Opinion
July 11, 1994
Appeal from the Supreme Court, Nassau County (Saladino, J.).
Ordered that the appeal from the order dated February 3, 1993, is dismissed, as no appeal lies from an order denying reargument; and it is further,
Ordered that the order dated October 16, 1992, is reversed, on the law, and the matter is remitted to the Supreme Court, Nassau County, for a hearing on the issue of whether proper service was made upon the appellants in accordance with the requirements of CPLR 308 (2); and it is further,
Ordered that the appellants are awarded one bill of costs.
The sworn denials of the appellants that they had been served with process pursuant to CPLR 308 (2), as alleged by the plaintiff's process server, requires a hearing to determine whether they were in fact properly served (see, Green Point Sav. Bank v. Taylor, 92 A.D.2d 910). "The affidavit of service * * * is not conclusive once there has been a sworn denial of receipt" (Empire Natl. Bank v. Judal Constr., 61 A.D.2d 789, 789-790).

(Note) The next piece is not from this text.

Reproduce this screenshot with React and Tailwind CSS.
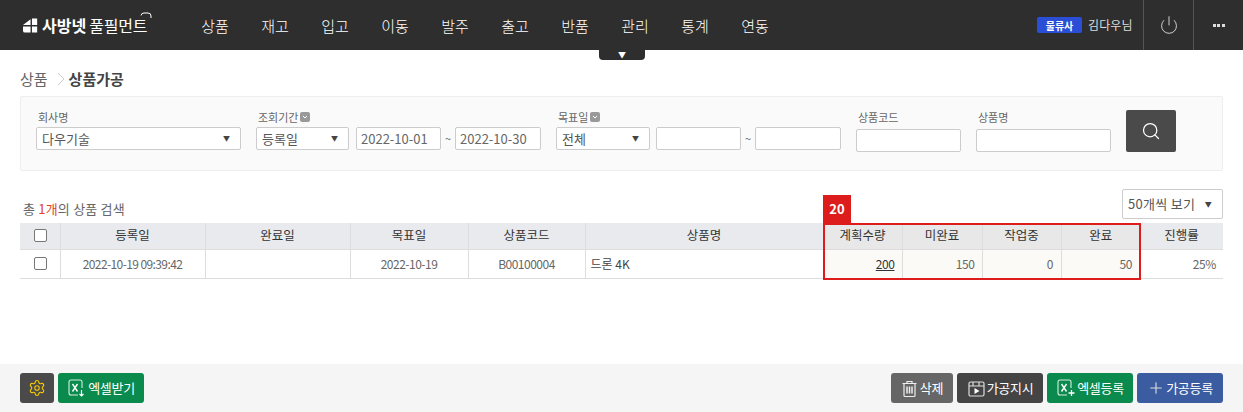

Accordingly, the Supreme Court erred in failing to hold a hearing on the issue of whether the appellants were properly served with process pursuant to CPLR 308 (2). The "burden of proving jurisdiction is upon the party asserting it and when challenged that party must sustain that burden by preponderating evidence" (Green Point Sav. Bank v. Taylor, supra, at 910; Jacobs v Zurich Ins. Co., 53 A.D.2d 524; see also, Saratoga Harness Racing Assn. v. Moss, 26 A.D.2d 486, 490, affd 20 N.Y.2d 733; Weinberg v Hillbrae Bldrs., 58 A.D.2d 546). Under these circumstances, the case must be remitted to the Supreme Court for a hearing, at which time it can be determined whether or not the appellants were ever properly served with process pursuant to CPLR 308 (2). Bracken, J.P., Altman, Krausman and Goldstein, JJ., concur.